Explain in three or four sentences why an autoencoder whose code dimension equals the input dimension can drive its reconstruction loss to zero while learning nothing useful. Then describe a single change to the training setup (not the architecture) that could force even an overcomplete autoencoder to learn structure rather than the identity, and name which later section of this chapter formalizes that idea.

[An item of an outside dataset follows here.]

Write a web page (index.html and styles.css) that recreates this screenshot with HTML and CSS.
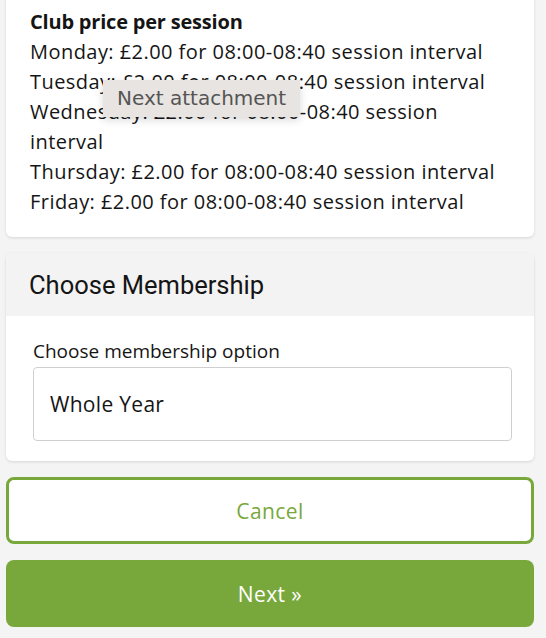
FILE: index.html
```html
<!DOCTYPE html>
<html lang="en">
<head>
  <meta charset="UTF-8" />
  <meta name="viewport" content="width=device-width, initial-scale=1.0" />
  <title>Book Session</title>
  <link rel="stylesheet" href="styles.css">
</head>
<body>
  <div class="page">
    <!-- Pricing summary -->
    <div class="card prices">
      <div class="prices-title">Club price per session</div>
      <div>Monday: £2.00 for 08:00-08:40 session interval</div>
      <div>Tuesday: £2.00 for 08:00-08:40 session interval</div>
      <div>Wednesday: £2.00 for 08:00-08:40 session interval</div>
      <div>Thursday: £2.00 for 08:00-08:40 session interval</div>
      <div>Friday: £2.00 for 08:00-08:40 session interval</div>
    </div>

    <!-- Membership choice -->
    <div class="card membership">
      <div class="card-header">Choose Membership</div>
      <div class="card-body">
        <label class="field-label" for="membership">Choose membership option</label>
        <div class="select-box" id="membership">Whole Year</div>
      </div>
    </div>

    <button class="btn btn-outline">Cancel</button>
    <button class="btn btn-primary">Next &raquo;</button>
  </div>

  <div class="tooltip">Next attachment</div>
</body>
</html>
```

FILE: styles.css
```css
body {
  margin: 0;
  padding: 0;
  background: #f4f4f4;
  font-family: 'Open Sans', 'PT Sans', sans-serif;
  color: #151515;
}
.page {
  margin-top: -13px;
  padding: 0 12px 0 6px;
  display: flex;
  flex-direction: column;
  gap: 16px;
}
.card {
  background: #fff;
  border-radius: 6px;
  box-shadow: 0 1px 3px rgba(0, 0, 0, 0.12);
  overflow: hidden;
}
.prices {
  padding: 20px 24px 20px;
  font-size: 20px;
  letter-spacing: 0.45px;
  line-height: 30px;
}
.prices-title {
  font-weight: bold;
  letter-spacing: -0.2px;
}
.card-header {
  background: #f3f3f3;
  height: 63px;
  display: flex;
  align-items: center;
  padding-left: 23px;
  font-family: 'Roboto', 'Liberation Sans', sans-serif;
  font-size: 25.5px;
}
.card-body {
  padding: 22px 22px 20px 27px;
  display: flex;
  flex-direction: column;
  gap: 3px;
}
.field-label {
  font-size: 19px;
  line-height: 26px;
}
.select-box {
  border: 1px solid #cfcfcf;
  border-radius: 4px;
  height: 72px;
  display: flex;
  align-items: center;
  padding-left: 16px;
  font-size: 21px;
  letter-spacing: 0.3px;
}
.btn {
  height: 67px;
  border-radius: 8px;
  font-family: inherit;
  font-size: 21px;
  letter-spacing: 0.4px;
  cursor: pointer;
}
.btn-outline {
  background: #fff;
  color: #78a83c;
  border: 3px solid #78a83c;
}
.btn-primary {
  background: #78a83c;
  color: #fff;
  border: none;
}
.tooltip {
  position: absolute;
  left: 103px;
  top: 80px;
  padding: 0 14px;
  height: 37px;
  line-height: 37px;
  background: #e7e4e1;
  color: #555;
  font-family: 'DejaVu Sans', sans-serif;
  font-size: 20px;
  box-shadow: 0 3px 8px rgba(0, 0, 0, 0.15);
}
```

Train the code-2 autoencoder of subsection 2 on MNIST. Pick the codes of two test images of different digits, call them $z_a$ and $z_b$, and decode a sequence of ten interpolated codes $z_t = (1-t) z_a + t z_b$ for $t$ from 0 to 1. Display the ten decoded images in a row. Identify the values of $t$ at which the reconstruction becomes incoherent, and connect that incoherence to the "holes" of subsection 4: where along the straight line between two valid codes does the path leave the occupied region of the latent space?
Using the comparison code of subsection 3, measure the reconstruction MSE of PCA and of a nonlinear autoencoder at code dimensions 2, 8, 16, and 32 on the MNIST test set. Plot both curves on the same axes (MSE versus code dimension). At which code dimension is the nonlinear autoencoder's advantage over PCA largest, and at which is it smallest? Write a paragraph explaining the trend in terms of how much of MNIST's variation is genuinely linear versus how much requires the curved latent surface the nonlinear model can represent.